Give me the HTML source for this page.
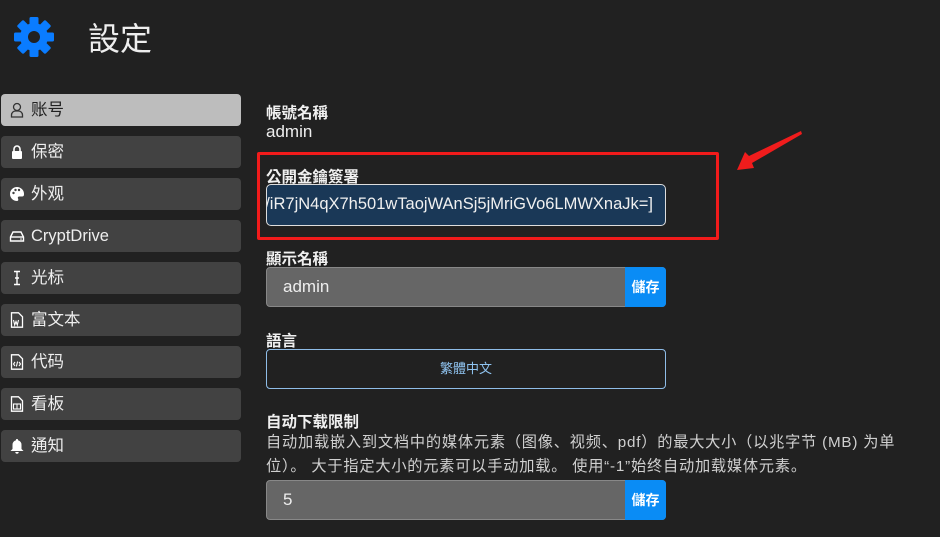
<!DOCTYPE html>
<html><head><meta charset="utf-8"><style>
*{margin:0;padding:0;box-sizing:border-box}
body{width:940px;height:537px;background:#212121;font-family:"Liberation Sans","Noto Sans CJK TC",sans-serif;color:#e8e8e8;position:relative;overflow:hidden}
.a{position:absolute}
.nav{position:absolute;left:1px;width:240px;height:32px;background:#424242;border-radius:4px;font-size:16.5px;line-height:32px;padding-left:30px;color:#eee}
.nav.act{background:#bdbdbd;color:#222}
.nav svg{position:absolute;left:8px;top:8px}
.lbl{position:absolute;left:266px;font-size:15.5px;font-weight:bold;color:#f0f0f0}
.inp{position:absolute;left:266px;width:400px;height:40px;background:#666;border:1px solid #888;border-radius:4px;color:#eee;font-size:17px;line-height:38px;padding-left:16px}
.btn{position:absolute;right:-1px;top:-1px;width:41px;height:40px;background:#0a8cf5;border-radius:0 4px 4px 0;color:#fff;font-weight:bold;font-size:14px;text-align:center;line-height:40px}
</style></head><body>
<svg class="a" style="left:14px;top:17px" width="40" height="40" viewBox="-20 -20 40 40">
<g fill="#0a7cff">
<circle r="14"/>
<rect x="-4.5" y="-20" width="9" height="40" rx="1.5"/>
<rect x="-4.5" y="-20" width="9" height="40" rx="1.5" transform="rotate(45)"/>
<rect x="-4.5" y="-20" width="9" height="40" rx="1.5" transform="rotate(90)"/>
<rect x="-4.5" y="-20" width="9" height="40" rx="1.5" transform="rotate(135)"/>
</g><circle r="6" fill="#212121"/></svg>
<div class="a" style="left:88px;top:14px;font-size:32px;color:#eee">設定</div>

<div class="nav act" style="top:94px"><svg width="16" height="16" viewBox="0 0 16 16"><circle cx="8" cy="5" r="3.5" fill="none" stroke="#333" stroke-width="1.3"/><path d="M2.5 15v-2a4 4 0 0 1 4-4h3a4 4 0 0 1 4 4v2z" fill="none" stroke="#333" stroke-width="1.3"/></svg>账号</div>
<div class="nav" style="top:136px"><svg width="16" height="16" viewBox="0 0 16 16"><path d="M5 7V5a3 3 0 0 1 6 0v2" fill="none" stroke="#fff" stroke-width="1.6"/><rect x="3" y="7" width="10" height="8" rx="1" fill="#fff"/></svg>保密</div>
<div class="nav" style="top:178px"><svg width="16" height="16" viewBox="0 0 16 16"><path d="M8 1a7 7 0 0 0 0 14c1.5 0 1.5-1.5 1-2.5s0-2 1.5-2H13a2 2 0 0 0 2-2A7 7 0 0 0 8 1z" fill="#fff"/><circle cx="4.5" cy="7" r="1.2" fill="#424242"/><circle cx="6.5" cy="4" r="1.2" fill="#424242"/><circle cx="10" cy="4" r="1.2" fill="#424242"/></svg>外观</div>
<div class="nav" style="top:220px"><svg width="16" height="16" viewBox="0 0 16 16"><path d="M1.5 9l2.5-5h8l2.5 5v4h-13z" fill="none" stroke="#fff" stroke-width="1.4"/><line x1="1.5" y1="9" x2="14.5" y2="9" stroke="#fff" stroke-width="1.4"/><circle cx="12" cy="11" r=".8" fill="#fff"/></svg>CryptDrive</div>
<div class="nav" style="top:262px"><svg width="16" height="16" viewBox="0 0 16 16"><path d="M5 1.5h6M8 1.5v13M5 14.5h6M6 8h4" stroke="#fff" stroke-width="1.4" fill="none"/></svg>光标</div>
<div class="nav" style="top:304px"><svg width="16" height="16" viewBox="0 0 16 16"><path d="M2.5 .8h7l4 4v10.4h-11z" fill="none" stroke="#fff" stroke-width="1.3"/><path d="M4.5 8l1.2 5 1.3-3.5 1.3 3.5 1.2-5" fill="none" stroke="#fff" stroke-width="1.1"/></svg>富文本</div>
<div class="nav" style="top:346px"><svg width="16" height="16" viewBox="0 0 16 16"><path d="M2.5 .8h7l4 4v10.4h-11z" fill="none" stroke="#fff" stroke-width="1.3"/><path d="M6 8l-1.5 2 1.5 2M10 8l1.5 2-1.5 2M8.6 7.5l-1.2 5" fill="none" stroke="#fff" stroke-width="1.1"/></svg>代码</div>
<div class="nav" style="top:388px"><svg width="16" height="16" viewBox="0 0 16 16"><path d="M2.5 .8h7l4 4v10.4h-11z" fill="none" stroke="#fff" stroke-width="1.3"/><rect x="4.5" y="8" width="7" height="5" fill="none" stroke="#fff" stroke-width="1.1"/><line x1="8" y1="8" x2="8" y2="13" stroke="#fff"/></svg>看板</div>
<div class="nav" style="top:430px"><svg width="16" height="16" viewBox="0 0 16 16"><path d="M8 1a1 1 0 0 1 1 1.2A4.5 4.5 0 0 1 12.5 7v4l2 2H1.5l2-2V7A4.5 4.5 0 0 1 7 2.2 1 1 0 0 1 8 1z" fill="#fff"/><path d="M6.3 14a1.7 1.7 0 0 0 3.4 0z" fill="#fff"/></svg>通知</div>

<div class="lbl" style="top:101px">帳號名稱</div>
<div class="a" style="left:266px;top:122px;font-size:17px;color:#eee">admin</div>

<div class="a" style="left:257px;top:152px;width:462px;height:88px;border:3px solid #f21b1b;border-radius:2px"></div>
<div class="lbl" style="top:165px">公開金鑰簽署</div>
<div class="a" style="left:266px;top:184px;width:400px;height:42px;background:#1a3857;border:1.5px solid #ddd;border-radius:5px;overflow:hidden;font-size:16.5px;line-height:39px;color:#f0f0f0;white-space:nowrap;direction:rtl;padding-right:12px"><span style="direction:ltr;unicode-bidi:embed">[admin@example.com/iR7jN4qX7h501wTaojWAnSj5jMriGVo6LMWXnaJk=]</span></div>

<svg class="a" style="left:730px;top:125px" width="80" height="55" viewBox="730 125 80 55"><path d="M801 131 L749 156 L745 152 L737 170 L754 168 L752 163 L802 134z" fill="#f01c1c"/></svg>

<div class="lbl" style="top:247px">顯示名稱</div>
<div class="inp" style="top:267px">admin<div class="btn">儲存</div></div>

<div class="lbl" style="top:329px">語言</div>
<div class="a" style="left:266px;top:349px;width:400px;height:40px;border:1px solid #8fbde8;border-radius:4px;text-align:center;line-height:38px;font-size:13px;color:#8fc3f0">繁體中文</div>

<div class="lbl" style="top:410px;font-family:'Liberation Sans','Noto Sans CJK SC',sans-serif">自动下载限制</div>
<div class="a" style="left:266px;top:431px;white-space:nowrap;font-size:15.2px;letter-spacing:0.8px;line-height:24px;color:#d0d0d0;font-family:'Liberation Sans','Noto Sans CJK SC',sans-serif">自动加载嵌入到文档中的媒体元素（图像、视频、pdf）的最大大小（以兆字节 (MB) 为单<br>位）。 大于指定大小的元素可以手动加载。 使用“-1”始终自动加载媒体元素。</div>
<div class="inp" style="top:480px">5<div class="btn">儲存</div></div>
</body></html>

### Aim:
Using the material above, set down every line exactly, but skip the pictures.

### Reply to the exercise:
Give me the HTML source for this page.
<!DOCTYPE html>
<html><head><meta charset="utf-8"><style>
*{margin:0;padding:0;box-sizing:border-box}
body{width:940px;height:537px;background:#212121;font-family:"Liberation Sans","Noto Sans CJK TC",sans-serif;color:#e8e8e8;position:relative;overflow:hidden}
.a{position:absolute}
.nav{position:absolute;left:1px;width:240px;height:32px;background:#424242;border-radius:4px;font-size:16.5px;line-height:32px;padding-left:30px;color:#eee}
.nav.act{background:#bdbdbd;color:#222}
.nav svg{position:absolute;left:8px;top:8px}
.lbl{position:absolute;left:266px;font-size:15.5px;font-weight:bold;color:#f0f0f0}
.inp{position:absolute;left:266px;width:400px;height:40px;background:#666;border:1px solid #888;border-radius:4px;color:#eee;font-size:17px;line-height:38px;padding-left:16px}
.btn{position:absolute;right:-1px;top:-1px;width:41px;height:40px;background:#0a8cf5;border-radius:0 4px 4px 0;color:#fff;font-weight:bold;font-size:14px;text-align:center;line-height:40px}
</style></head><body>
<svg class="a" style="left:14px;top:17px" width="40" height="40" viewBox="-20 -20 40 40">
<g fill="#0a7cff">
<circle r="14"/>
<rect x="-4.5" y="-20" width="9" height="40" rx="1.5"/>
<rect x="-4.5" y="-20" width="9" height="40" rx="1.5" transform="rotate(45)"/>
<rect x="-4.5" y="-20" width="9" height="40" rx="1.5" transform="rotate(90)"/>
<rect x="-4.5" y="-20" width="9" height="40" rx="1.5" transform="rotate(135)"/>
</g><circle r="6" fill="#212121"/></svg>
<div class="a" style="left:88px;top:14px;font-size:32px;color:#eee">設定</div>

<div class="nav act" style="top:94px"><svg width="16" height="16" viewBox="0 0 16 16"><circle cx="8" cy="5" r="3.5" fill="none" stroke="#333" stroke-width="1.3"/><path d="M2.5 15v-2a4 4 0 0 1 4-4h3a4 4 0 0 1 4 4v2z" fill="none" stroke="#333" stroke-width="1.3"/></svg>账号</div>
<div class="nav" style="top:136px"><svg width="16" height="16" viewBox="0 0 16 16"><path d="M5 7V5a3 3 0 0 1 6 0v2" fill="none" stroke="#fff" stroke-width="1.6"/><rect x="3" y="7" width="10" height="8" rx="1" fill="#fff"/></svg>保密</div>
<div class="nav" style="top:178px"><svg width="16" height="16" viewBox="0 0 16 16"><path d="M8 1a7 7 0 0 0 0 14c1.5 0 1.5-1.5 1-2.5s0-2 1.5-2H13a2 2 0 0 0 2-2A7 7 0 0 0 8 1z" fill="#fff"/><circle cx="4.5" cy="7" r="1.2" fill="#424242"/><circle cx="6.5" cy="4" r="1.2" fill="#424242"/><circle cx="10" cy="4" r="1.2" fill="#424242"/></svg>外观</div>
<div class="nav" style="top:220px"><svg width="16" height="16" viewBox="0 0 16 16"><path d="M1.5 9l2.5-5h8l2.5 5v4h-13z" fill="none" stroke="#fff" stroke-width="1.4"/><line x1="1.5" y1="9" x2="14.5" y2="9" stroke="#fff" stroke-width="1.4"/><circle cx="12" cy="11" r=".8" fill="#fff"/></svg>CryptDrive</div>
<div class="nav" style="top:262px"><svg width="16" height="16" viewBox="0 0 16 16"><path d="M5 1.5h6M8 1.5v13M5 14.5h6M6 8h4" stroke="#fff" stroke-width="1.4" fill="none"/></svg>光标</div>
<div class="nav" style="top:304px"><svg width="16" height="16" viewBox="0 0 16 16"><path d="M2.5 .8h7l4 4v10.4h-11z" fill="none" stroke="#fff" stroke-width="1.3"/><path d="M4.5 8l1.2 5 1.3-3.5 1.3 3.5 1.2-5" fill="none" stroke="#fff" stroke-width="1.1"/></svg>富文本</div>
<div class="nav" style="top:346px"><svg width="16" height="16" viewBox="0 0 16 16"><path d="M2.5 .8h7l4 4v10.4h-11z" fill="none" stroke="#fff" stroke-width="1.3"/><path d="M6 8l-1.5 2 1.5 2M10 8l1.5 2-1.5 2M8.6 7.5l-1.2 5" fill="none" stroke="#fff" stroke-width="1.1"/></svg>代码</div>
<div class="nav" style="top:388px"><svg width="16" height="16" viewBox="0 0 16 16"><path d="M2.5 .8h7l4 4v10.4h-11z" fill="none" stroke="#fff" stroke-width="1.3"/><rect x="4.5" y="8" width="7" height="5" fill="none" stroke="#fff" stroke-width="1.1"/><line x1="8" y1="8" x2="8" y2="13" stroke="#fff"/></svg>看板</div>
<div class="nav" style="top:430px"><svg width="16" height="16" viewBox="0 0 16 16"><path d="M8 1a1 1 0 0 1 1 1.2A4.5 4.5 0 0 1 12.5 7v4l2 2H1.5l2-2V7A4.5 4.5 0 0 1 7 2.2 1 1 0 0 1 8 1z" fill="#fff"/><path d="M6.3 14a1.7 1.7 0 0 0 3.4 0z" fill="#fff"/></svg>通知</div>

<div class="lbl" style="top:101px">帳號名稱</div>
<div class="a" style="left:266px;top:122px;font-size:17px;color:#eee">admin</div>

<div class="a" style="left:257px;top:152px;width:462px;height:88px;border:3px solid #f21b1b;border-radius:2px"></div>
<div class="lbl" style="top:165px">公開金鑰簽署</div>
<div class="a" style="left:266px;top:184px;width:400px;height:42px;background:#1a3857;border:1.5px solid #ddd;border-radius:5px;overflow:hidden;font-size:16.5px;line-height:39px;color:#f0f0f0;white-space:nowrap;direction:rtl;padding-right:12px"><span style="direction:ltr;unicode-bidi:embed">[admin@example.com/iR7jN4qX7h501wTaojWAnSj5jMriGVo6LMWXnaJk=]</span></div>

<svg class="a" style="left:730px;top:125px" width="80" height="55" viewBox="730 125 80 55"><path d="M801 131 L749 156 L745 152 L737 170 L754 168 L752 163 L802 134z" fill="#f01c1c"/></svg>

<div class="lbl" style="top:247px">顯示名稱</div>
<div class="inp" style="top:267px">admin<div class="btn">儲存</div></div>

<div class="lbl" style="top:329px">語言</div>
<div class="a" style="left:266px;top:349px;width:400px;height:40px;border:1px solid #8fbde8;border-radius:4px;text-align:center;line-height:38px;font-size:13px;color:#8fc3f0">繁體中文</div>

<div class="lbl" style="top:410px;font-family:'Liberation Sans','Noto Sans CJK SC',sans-serif">自动下载限制</div>
<div class="a" style="left:266px;top:431px;white-space:nowrap;font-size:15.2px;letter-spacing:0.8px;line-height:24px;color:#d0d0d0;font-family:'Liberation Sans','Noto Sans CJK SC',sans-serif">自动加载嵌入到文档中的媒体元素（图像、视频、pdf）的最大大小（以兆字节 (MB) 为单<br>位）。 大于指定大小的元素可以手动加载。 使用“-1”始终自动加载媒体元素。</div>
<div class="inp" style="top:480px">5<div class="btn">儲存</div></div>
</body></html>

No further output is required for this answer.